One Gender Gap Goes Up in Smoke

Women achieve a dubious parity when it comes to lighting up

THURSDAY, Aug. 29, 2002 (HealthDayNews) -- Cigarette smoking among women remains near an all-time high, in part because of a tobacco industry advertising campaign that has successfully targeted younger women, says a new Surgeon General's Report.

The Smoking and Women report starts with a striking statistic: "This year alone, lung cancer will kill nearly 68,000 women. That's one of every four cancer deaths among women, and about 27,000 more deaths than from breast cancer (41,000)."

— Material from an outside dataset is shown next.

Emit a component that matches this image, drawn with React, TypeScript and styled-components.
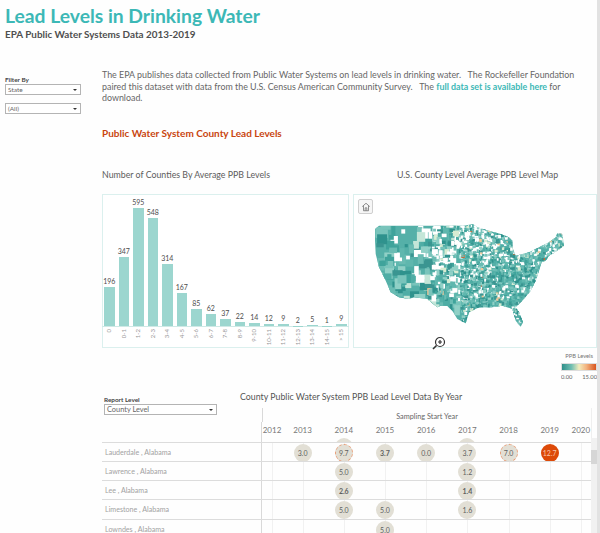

The overall smoking toll from conditions such as heart disease was 165,000 premature deaths of women in 1999, the report says, adding that "women also face unique health effects from smoking, such as problems related to pregnancy."

Smoking is one area in which women have almost reached equality with men, says Terry Pechacek, associate director for science in the Centers for Disease Control and Prevention Office of Smoking and Health.

"Women in former generations smoked at a rate lower than men," Pechacek says. "Men smoked much more than women in the decades of the 40s and 50s. Women came to the addiction a little later than men, because social restrictions kept women from smoking. Now women smoke almost as much as men."

In 1998, 22 percent of women smoked cigarettes, says the report. The lowest rate of smoking is among women with the most education; 32.9 percent of women with nine to 11 years of education smoke, compared to only 11.2 percent of women with 16 or more years of education. Among ethnic groups, the prevalence of smoking is higher among white women (23.5 percent) than among blacks (21.9 percent) or Hispanics (13.8 percent).

Social factors have a major effect.

"Girls who initiate smoking are more likely than those who do not to have parents or friends who smoke," the report says. "They also tend to have weaker attachments to parents and families, and attachments to peers and friends."

They also have a positive image of smoking -- which advertising has a lot to do with, Pechacek says.

"The industry is spending a record amount of money promoting the behavior," he says. "In 1999, it spent $9.3 billion promoting the product."

There is some good news, although not enough of it, he says.

"Males and females alike are starting to show a slow decline in smoking," Pechacek says. "The most recent data on high school students show a steady decline since 1997, among both males and females. But it is a much more gradual decline than we would like to see."

There is a slim chance of achieving the government's goal of reducing smoking by half, to 12 percent of the population, Pechacek says. One favorable trend is monetary. "Price is one preventive," he says, and the price of cigarettes has been going up in many places. New York City, where a pack now can cost $7 because of a new tax increase, is one major example, but more than 20 states raised cigarette taxes last year, Pechacek says.

"Also, the federal government is in a partnership to give wider access to effective smoking technology," he says. The CDC is working with the American Cancer Society and the American Legacy Foundation, which was established with money from the tobacco industry's $280 billion settlement in 1998, to put more people into smoking cessation programs.

While women are quitting at rates similar to or even higher than men, "it will take a lot of coordinated effort to reach our goal," Pechacek says.